Contoh mumi dari suku Dani (A) dan mumi Pumo (B) yang dimumikan dengan metode pengasapan, difoto pada 2019. (pnas.org/Hirofumi Matsumura dan Hsiao-chun Hung)
Menurut penulis utama studi Hsiao-chun Hung, dilansir Live Science, metode pengasapan dipilih bukan hanya untuk memperlambat kerusakan kerangka jenazah tetapi memiliki makna spiritual, religius, dan budaya yang lebih besar dibanding proses pengawetan lainnya.
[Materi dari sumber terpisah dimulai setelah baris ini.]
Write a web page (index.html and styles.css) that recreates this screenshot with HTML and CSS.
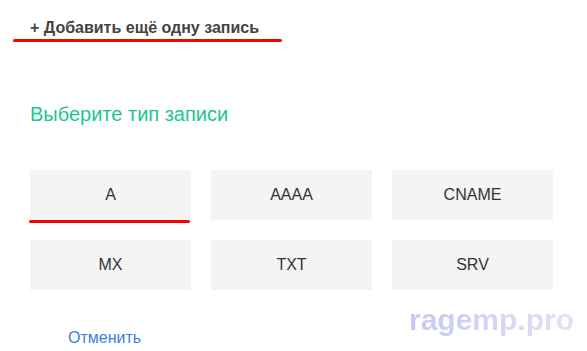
FILE: index.html
```
<!DOCTYPE html>
<html lang="ru">
<head>
<meta charset="utf-8">
<link rel="stylesheet" href="styles.css">
</head>
<body>
<div class="page">
  <div class="add-link">+ Добавить ещё одну запись</div>
  <div class="red-line"></div>
  <h2 class="title">Выберите тип записи</h2>
  <div class="types">
    <div class="type">A<span class="mark"></span></div>
    <div class="type">AAAA</div>
    <div class="type">CNAME</div>
    <div class="type">MX</div>
    <div class="type">TXT</div>
    <div class="type">SRV</div>
  </div>
  <a class="cancel">Отменить</a>
  <div class="watermark">ragemp.pro</div>
</div>
</body>
</html>
```
FILE: styles.css
```
html, body { margin: 0; padding: 0; background: #fff; }
body { font-family: "Liberation Sans", Arial, sans-serif; }
.page { position: relative; width: 587px; height: 351px; overflow: hidden; padding-left: 30px; box-sizing: border-box; }
.add-link { padding-top: 18px; font-size: 16px; font-weight: bold; line-height: 20px; color: #444; }
.red-line { margin-left: -17px; margin-top: 1px; width: 269px; height: 3px; background: #f00; border-radius: 2px; }
.title { margin: 60px 0 0; font-size: 20px; font-weight: normal; line-height: 24px; color: #21c68b; }
.types { margin-top: 44px; display: grid; grid-template-columns: repeat(3, 161px); grid-auto-rows: 50px; gap: 20px; }
.type { position: relative; background: #f4f4f4; display: flex; align-items: center; justify-content: center; font-size: 16px; color: #333; }
.mark { position: absolute; left: -1px; bottom: -3px; width: 161px; height: 3px; background: #f00; border-radius: 2px; }
.cancel { display: block; margin: 38px 0 0 38px; font-size: 16px; line-height: 20px; color: #3a7de0; }
.watermark { position: absolute; left: 409px; top: 302px; font-size: 30px; font-weight: bold; line-height: 36px; background: linear-gradient(90deg, #c4c8f6, #e8def6); -webkit-background-clip: text; background-clip: text; color: transparent; }
```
Praktik mumifikasi ini diyakini sebagai cara nyata agar orang terkasih yang telah meninggal masih tetap hadir di antara mereka yang hidup. Pengasapan juga dinilai sebagai teknik paling efektif untuk mengawetkan jenazah di Asia Tenggara yang beriklim panas dan lembap.
Rekan penulis studi Peter Bellwood, seorang arkeolog di Universitas Nasional Australia (ANU), dikutip dari Australian Broadcasting Corporation (ABC), mengatakan proses memumikan jenazah dengan pengasapan dilakukan agar masyarakat terdahulu yang diyakini pemburu nomaden itu dapat membawa mumi-mumi selama bepergian.
Pengasapan mayat masih dilakukan hingga saat ini di Papua. Para peneliti sempat mengunjungi wilayah Wamena pada 2019 untuk mengamati beberapa mumi leluhur suku Dani, yang dimumifikasi dengan pengasapan hingga seluruhnya menghitam. Mereka percaya masyarakat suku telah melakukan tradisi kuno ini sejak lama.